_RECORDS SUPPLIED:_
□ □ □
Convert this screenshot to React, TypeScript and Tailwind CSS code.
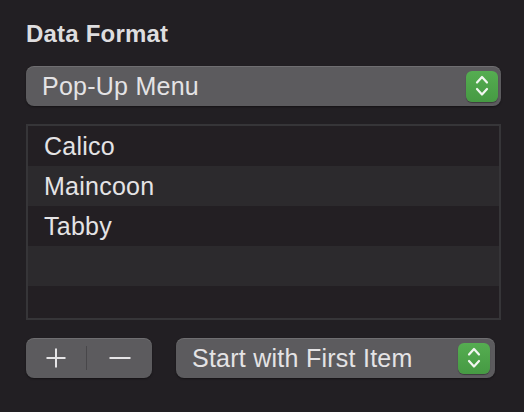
const font = { fontFamily: '"Liberation Sans", Arial, sans-serif' };

function Stepper() {
	return (
		<div className="flex h-[31px] w-[32px] items-center justify-center rounded-[6px] bg-gradient-to-b from-[#55ad51] to-[#469a43] shadow-[0_1px_1px_rgba(0,0,0,0.35)]">
			<svg width="32" height="31" viewBox="0 0 32 31" fill="none">
				<path
					d="M11 11.5 L16 6 L21 11.5"
					stroke="#f2f6f1"
					strokeWidth="2.2"
					strokeLinecap="round"
					strokeLinejoin="round"
				/>
				<path
					d="M11 18 L16 23.5 L21 18"
					stroke="#f2f6f1"
					strokeWidth="2.2"
					strokeLinecap="round"
					strokeLinejoin="round"
				/>
			</svg>
		</div>
	);
}

function PopUp({ label, className }: { label: string; className?: string }) {
	return (
		<div
			className={`flex h-[40px] items-center justify-between rounded-[8px] bg-[#5c5b5e] pl-[16px] pr-[3px] shadow-[inset_0_1px_0_rgba(255,255,255,0.12),0_1px_2px_rgba(0,0,0,0.4)] ${className ?? ""}`}
		>
			<span className="text-[25px] leading-[40px] tracking-[0.25px] text-[#e4e3e5]">
				{label}
			</span>
			<Stepper />
		</div>
	);
}

const cats = ["Calico", "Maincoon", "Tabby", "", ""];

export default function App() {
	return (
		<div
			className="flex h-[412px] w-[524px] flex-col bg-[#221f23] pl-[26px] pr-[23px] pt-[20px]"
			style={font}
		>
			<div className="text-[24px] font-bold leading-[28px] tracking-[0.2px] text-[#dedddf]">
				Data Format
			</div>

			<PopUp label="Pop-Up Menu" className="mt-[18px] w-[475px]" />

			{/* Table */}
			<div className="mt-[18px] flex h-[196px] w-[475px] flex-col overflow-hidden border-2 border-[#363538]">
				{cats.map((c, i) => (
					<div
						key={i}
						className={`h-[40px] shrink-0 pl-[16px] text-[25px] leading-[40px] tracking-[0.25px] text-[#e4e3e5] ${
							i % 2 === 1 ? "bg-[#2c2a2d]" : "bg-[#231f23]"
						}`}
					>
						{c}
					</div>
				))}
			</div>

			<div className="mt-[18px] flex items-center gap-[24px]">
				<div className="flex h-[40px] w-[126px] items-center rounded-[8px] bg-[#5c5b5e] shadow-[inset_0_1px_0_rgba(255,255,255,0.12),0_1px_2px_rgba(0,0,0,0.4)]">
					<button type="button" className="flex h-full w-[60px] items-center justify-center">
						<svg width="20" height="20" viewBox="0 0 20 20">
							<path d="M10 0.5 V19.5 M0.5 10 H19.5" stroke="#e6e5e7" strokeWidth="2" />
						</svg>
					</button>
					<div className="h-[24px] w-[1px] bg-[#48474a]" />
					<button type="button" className="flex h-full flex-1 items-center justify-center">
						<svg width="22" height="4" viewBox="0 0 22 4">
							<path d="M0.5 2 H21.5" stroke="#e6e5e7" strokeWidth="2" />
						</svg>
					</button>
				</div>
				<PopUp label="Start with First Item" className="w-[319px] pr-[5px]" />
			</div>
		</div>
	);
}
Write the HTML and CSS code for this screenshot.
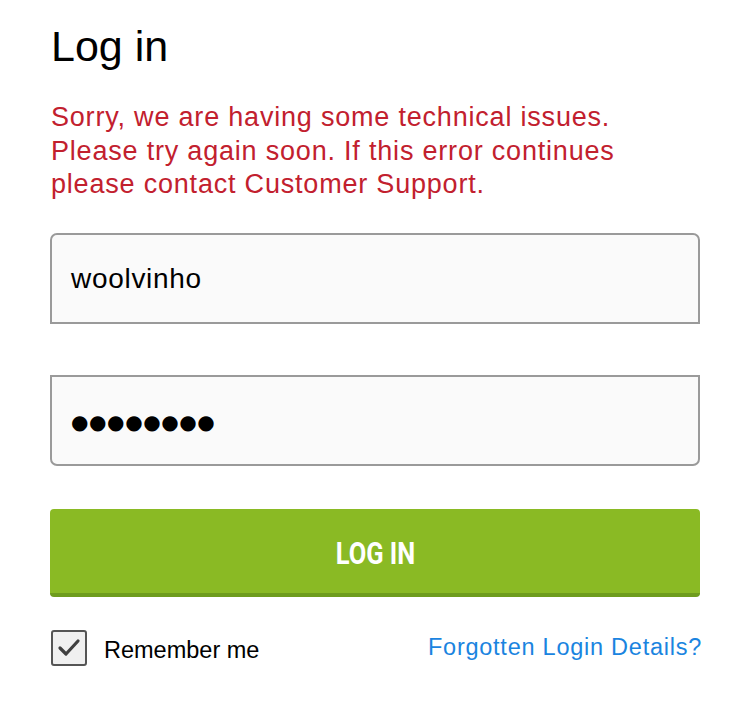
FILE: index.html
```html
<!DOCTYPE html>
<html lang="en">
<head>
<meta charset="utf-8">
<title>Log in</title>
<link rel="stylesheet" href="styles.css">
</head>
<body>
<main class="login">
  <h1 class="title">Log in</h1>
  <p class="error">Sorry, we are having some technical issues.<br>Please try again soon. If this error continues<br>please contact Customer Support.</p>
  <div class="field field-top"><span class="value">woolvinho</span></div>
  <div class="field field-bottom"><span class="dots">●●●●●●●●</span></div>
  <button class="btn" type="button"><span class="btn-label">LOG IN</span></button>
  <div class="row">
    <label class="remember">
      <span class="check">
        <svg width="24" height="20" viewBox="0 0 24 20"><polyline points="3,10 9,16 21,3" fill="none" stroke="#3f3f3f" stroke-width="3.2" stroke-linecap="round" stroke-linejoin="round"/></svg>
      </span>
      <span class="remember-text">Remember me</span>
    </label>
    <a class="forgot" href="#">Forgotten Login Details?</a>
  </div>
</main>
</body>
</html>
```
FILE: styles.css
```css
html, body {
  margin: 0;
  padding: 0;
  background: #ffffff;
}
body {
  font-family: "Liberation Sans", Arial, sans-serif;
  color: #000;
}
.login {
  padding: 21px 50px 0 50px;
  display: flex;
  flex-direction: column;
}
.title {
  margin: 0 0 0 1px;
  font-size: 43px;
  line-height: 50px;
  font-weight: 400;
}
.error {
  margin: 30px 0 0 1px;
  font-size: 27px;
  line-height: 33.5px;
  letter-spacing: 0.8px;
  color: #c2202e;
}
.field {
  box-sizing: border-box;
  height: 91px;
  border: 2px solid #9a9a9a;
  background: #fafafa;
  display: flex;
  align-items: center;
  padding-left: 19px;
}
.field-top {
  margin-top: 31.5px;
  border-radius: 7px 7px 0 0;
}
.field-bottom {
  margin-top: 51px;
  border-radius: 0 0 7px 7px;
}
.value {
  font-size: 28px;
  letter-spacing: 0.7px;
  padding-top: 1px;
}
.dots {
  font-family: "DejaVu Sans", sans-serif;
  font-size: 20px;
  letter-spacing: 0.6px;
  line-height: 1;
  padding-left: 0;
  padding-top: 2px;
}
.btn {
  margin-top: 43px;
  height: 88px;
  border: 0;
  border-bottom: 4px solid #6e9c1d;
  border-radius: 4px;
  background: #8aba24;
  color: #fff;
  display: flex;
  align-items: center;
  justify-content: center;
  padding: 4px 0 0 0;
  cursor: pointer;
}
.btn-label {
  font-family: "Roboto", "Liberation Sans", sans-serif;
  font-weight: 700;
  font-size: 31px;
  display: inline-block;
  transform: scaleX(0.82);
}
.row {
  margin-top: 33px;
  display: flex;
  align-items: center;
  justify-content: space-between;
}
.remember {
  display: flex;
  align-items: center;
  gap: 17px;
}
.check {
  box-sizing: border-box;
  width: 36px;
  height: 36px;
  border: 2px solid #555;
  border-radius: 3px;
  background: #f0f0f0;
  display: flex;
  align-items: center;
  justify-content: center;
  margin-left: 1px;
}
.remember-text {
  font-size: 23.5px;
  padding-top: 4px;
}
.forgot {
  font-size: 23.5px;
  letter-spacing: 0.75px;
  color: #1a84e0;
  text-decoration: none;
  margin-right: -2px;
  padding-bottom: 2px;
}
```
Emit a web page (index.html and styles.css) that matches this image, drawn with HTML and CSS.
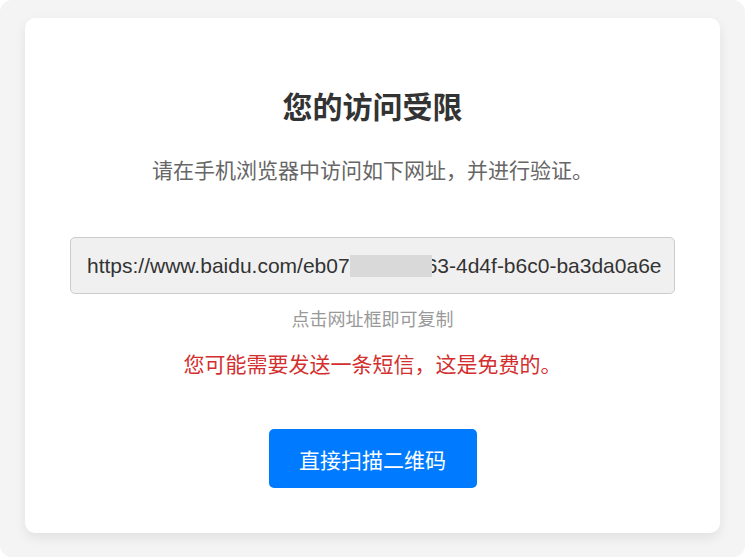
FILE: index.html
```html
<!DOCTYPE html>
<html lang="zh-CN">
<head>
    <meta charset="UTF-8">
    <meta name="viewport" content="width=device-width, initial-scale=1.0">
    <title>访问受限</title>
    <link rel="stylesheet" href="styles.css">
</head>
<body>

    <!-- 访问受限卡片 -->
    <div class="card">
        <h1 class="title">您的访问受限</h1>
        <p class="subtitle">请在手机浏览器中访问如下网址，并进行验证。</p>

        <div class="url-box" title="点击复制">
            <span class="url-text">https://www.baidu.com/eb07<span class="masked"></span>63-4d4f-b6c0-ba3da0a6e1f2</span>
        </div>
        <p class="hint">点击网址框即可复制</p>

        <p class="warning">您可能需要发送一条短信，这是免费的。</p>

        <button class="scan-btn">直接扫描二维码</button>
    </div>

</body>
</html>
```

FILE: styles.css
```css
html {
    background-color: #fff;
}
body {
    margin: 0;
    height: 557px;
    box-sizing: border-box;
    padding: 18px 25px 24px 25px;
    background-color: #f4f4f4;
    border-radius: 12px;
    font-family: "Liberation Sans", "Noto Sans CJK SC", sans-serif;
}
.card {
    background-color: white;
    border-radius: 10px;
    box-shadow: 0 5px 12px rgba(0, 0, 0, 0.08);
    height: 515px;
    box-sizing: border-box;
    padding: 72px 45px 0 45px;
    display: flex;
    flex-direction: column;
    align-items: center;
}
.title {
    margin: 0;
    font-size: 30px;
    line-height: 36px;
    font-weight: bold;
    color: #333;
}
.subtitle {
    margin: 30px 0 0 0;
    font-size: 21px;
    line-height: 30px;
    color: #666;
}
.url-box {
    margin-top: 51px;
    width: 100%;
    height: 57px;
    box-sizing: border-box;
    background-color: #f0f0f0;
    border: 1px solid #ccc;
    border-radius: 5px;
    padding: 0 12px 0 16px;
    display: flex;
    align-items: center;
    overflow: hidden;
    cursor: pointer;
}
.url-text {
    font-family: "Liberation Sans", Arial, sans-serif;
    font-size: 21px;
    line-height: 28px;
    color: #333;
    white-space: nowrap;
    overflow: hidden;
}
.masked {
    display: inline-block;
    width: 82px;
    height: 22px;
    margin-right: -6px;
    vertical-align: -4px;
    background-color: #d9d9d9;
    position: relative;
}
.hint {
    margin: 14px 0 0 0;
    font-size: 18px;
    line-height: 24px;
    color: #999;
}
.warning {
    margin: 18px 0 0 0;
    font-size: 21px;
    line-height: 30px;
    color: #d32f2f;
}
.scan-btn {
    margin-top: 49px;
    width: 208px;
    height: 59px;
    background-color: #007bff;
    color: white;
    border: none;
    border-radius: 5px;
    font-family: "Noto Sans CJK SC", sans-serif;
    font-size: 21px;
    cursor: pointer;
}
.scan-btn:hover {
    background-color: #0069d9;
}
```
□ □ □
_JOB:_
Find the word "screenshot" in the records and pull out each line that has it.

_RESULT OF THE TASK:_
Convert this screenshot to React, TypeScript and Tailwind CSS code.
Write the HTML and CSS code for this screenshot.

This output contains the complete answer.